DATA RECORDS —
>> start
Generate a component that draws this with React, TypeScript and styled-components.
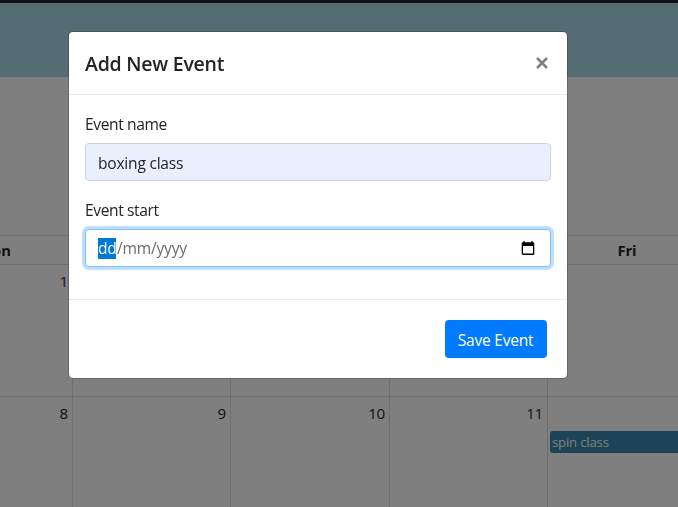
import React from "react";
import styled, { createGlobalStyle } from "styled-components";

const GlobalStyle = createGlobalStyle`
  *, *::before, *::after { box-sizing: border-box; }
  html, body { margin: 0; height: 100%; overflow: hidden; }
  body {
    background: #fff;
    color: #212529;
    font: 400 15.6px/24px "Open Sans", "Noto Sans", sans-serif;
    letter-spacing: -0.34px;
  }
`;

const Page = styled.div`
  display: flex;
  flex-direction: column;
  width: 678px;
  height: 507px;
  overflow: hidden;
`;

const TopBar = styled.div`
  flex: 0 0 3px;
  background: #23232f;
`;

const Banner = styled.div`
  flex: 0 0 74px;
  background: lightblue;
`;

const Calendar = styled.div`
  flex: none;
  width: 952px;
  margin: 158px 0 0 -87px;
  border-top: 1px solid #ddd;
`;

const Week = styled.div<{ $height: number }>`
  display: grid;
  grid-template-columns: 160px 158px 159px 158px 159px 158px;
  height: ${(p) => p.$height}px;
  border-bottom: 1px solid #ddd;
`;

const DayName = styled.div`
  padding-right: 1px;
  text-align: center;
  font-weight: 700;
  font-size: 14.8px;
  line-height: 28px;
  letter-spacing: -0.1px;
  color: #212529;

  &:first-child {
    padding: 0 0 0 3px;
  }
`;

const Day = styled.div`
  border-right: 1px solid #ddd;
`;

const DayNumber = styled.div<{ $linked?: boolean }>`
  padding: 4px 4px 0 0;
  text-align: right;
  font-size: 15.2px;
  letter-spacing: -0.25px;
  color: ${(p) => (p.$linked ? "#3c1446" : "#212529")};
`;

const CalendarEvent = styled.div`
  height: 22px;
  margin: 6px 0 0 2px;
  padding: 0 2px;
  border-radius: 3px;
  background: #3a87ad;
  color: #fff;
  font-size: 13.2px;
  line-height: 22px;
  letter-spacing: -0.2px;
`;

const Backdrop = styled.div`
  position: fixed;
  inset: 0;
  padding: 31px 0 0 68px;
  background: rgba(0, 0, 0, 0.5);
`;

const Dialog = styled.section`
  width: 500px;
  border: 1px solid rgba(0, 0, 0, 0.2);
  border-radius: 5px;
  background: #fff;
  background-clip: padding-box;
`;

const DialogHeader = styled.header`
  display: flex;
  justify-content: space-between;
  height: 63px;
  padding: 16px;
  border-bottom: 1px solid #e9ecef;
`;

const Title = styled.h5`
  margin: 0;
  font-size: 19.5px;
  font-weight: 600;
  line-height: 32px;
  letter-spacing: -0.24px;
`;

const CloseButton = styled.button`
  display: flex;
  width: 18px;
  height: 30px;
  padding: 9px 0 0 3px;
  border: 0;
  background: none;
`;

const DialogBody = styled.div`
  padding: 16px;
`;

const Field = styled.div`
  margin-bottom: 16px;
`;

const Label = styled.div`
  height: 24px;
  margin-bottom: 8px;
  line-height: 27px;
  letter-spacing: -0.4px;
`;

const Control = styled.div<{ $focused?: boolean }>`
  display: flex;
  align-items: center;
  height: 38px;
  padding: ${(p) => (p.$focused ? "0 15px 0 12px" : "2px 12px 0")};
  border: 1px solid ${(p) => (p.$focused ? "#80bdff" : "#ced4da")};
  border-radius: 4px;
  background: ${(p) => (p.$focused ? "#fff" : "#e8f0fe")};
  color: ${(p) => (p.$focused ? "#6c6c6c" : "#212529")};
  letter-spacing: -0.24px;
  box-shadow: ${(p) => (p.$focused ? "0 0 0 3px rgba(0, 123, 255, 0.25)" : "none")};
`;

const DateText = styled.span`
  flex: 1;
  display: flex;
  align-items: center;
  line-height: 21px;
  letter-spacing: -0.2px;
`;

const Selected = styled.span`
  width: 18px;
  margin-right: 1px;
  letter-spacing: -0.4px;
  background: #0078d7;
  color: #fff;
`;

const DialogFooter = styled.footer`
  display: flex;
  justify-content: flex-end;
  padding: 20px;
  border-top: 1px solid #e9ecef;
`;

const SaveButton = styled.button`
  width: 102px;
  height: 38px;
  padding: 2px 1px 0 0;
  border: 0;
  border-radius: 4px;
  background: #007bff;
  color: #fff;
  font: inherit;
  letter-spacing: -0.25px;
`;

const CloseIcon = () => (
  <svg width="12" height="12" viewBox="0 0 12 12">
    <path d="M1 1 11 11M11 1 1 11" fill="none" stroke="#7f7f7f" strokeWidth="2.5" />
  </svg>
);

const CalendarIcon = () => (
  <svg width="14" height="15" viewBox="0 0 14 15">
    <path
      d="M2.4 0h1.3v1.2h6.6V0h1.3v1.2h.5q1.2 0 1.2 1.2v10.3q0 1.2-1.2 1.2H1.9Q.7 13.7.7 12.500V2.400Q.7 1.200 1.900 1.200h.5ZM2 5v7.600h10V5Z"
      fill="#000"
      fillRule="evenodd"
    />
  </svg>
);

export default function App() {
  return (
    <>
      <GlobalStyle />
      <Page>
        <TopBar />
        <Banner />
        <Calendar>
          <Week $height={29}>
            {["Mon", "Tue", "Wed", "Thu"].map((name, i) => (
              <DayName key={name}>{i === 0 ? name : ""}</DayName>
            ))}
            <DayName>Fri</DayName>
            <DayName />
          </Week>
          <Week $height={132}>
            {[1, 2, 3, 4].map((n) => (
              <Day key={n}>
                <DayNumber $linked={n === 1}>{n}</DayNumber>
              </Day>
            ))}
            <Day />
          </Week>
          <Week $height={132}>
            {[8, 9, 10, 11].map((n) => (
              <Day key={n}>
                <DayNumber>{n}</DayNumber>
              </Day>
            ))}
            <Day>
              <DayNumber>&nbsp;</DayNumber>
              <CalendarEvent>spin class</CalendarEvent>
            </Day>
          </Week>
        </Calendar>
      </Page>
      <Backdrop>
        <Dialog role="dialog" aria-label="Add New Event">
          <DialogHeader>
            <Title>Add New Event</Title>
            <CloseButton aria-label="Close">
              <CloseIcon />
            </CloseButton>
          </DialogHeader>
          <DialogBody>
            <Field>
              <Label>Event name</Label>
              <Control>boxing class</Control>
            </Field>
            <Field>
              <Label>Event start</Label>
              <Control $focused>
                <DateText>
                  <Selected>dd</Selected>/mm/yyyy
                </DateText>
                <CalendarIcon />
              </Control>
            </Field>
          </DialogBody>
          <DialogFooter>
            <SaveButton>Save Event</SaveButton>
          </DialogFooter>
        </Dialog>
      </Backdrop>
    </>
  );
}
>> end
>> start
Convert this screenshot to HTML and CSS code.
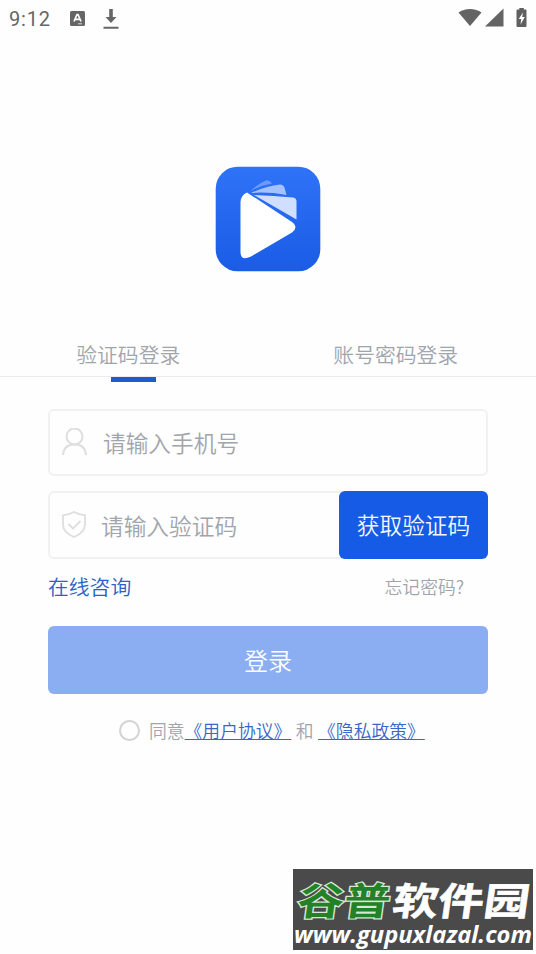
>> end
WHAT THE TASK REQUIRES — Extract all lines that hold the word "React".

TASK SOLUTION —
Generate a component that draws this with React, TypeScript and styled-components.
import React from "react";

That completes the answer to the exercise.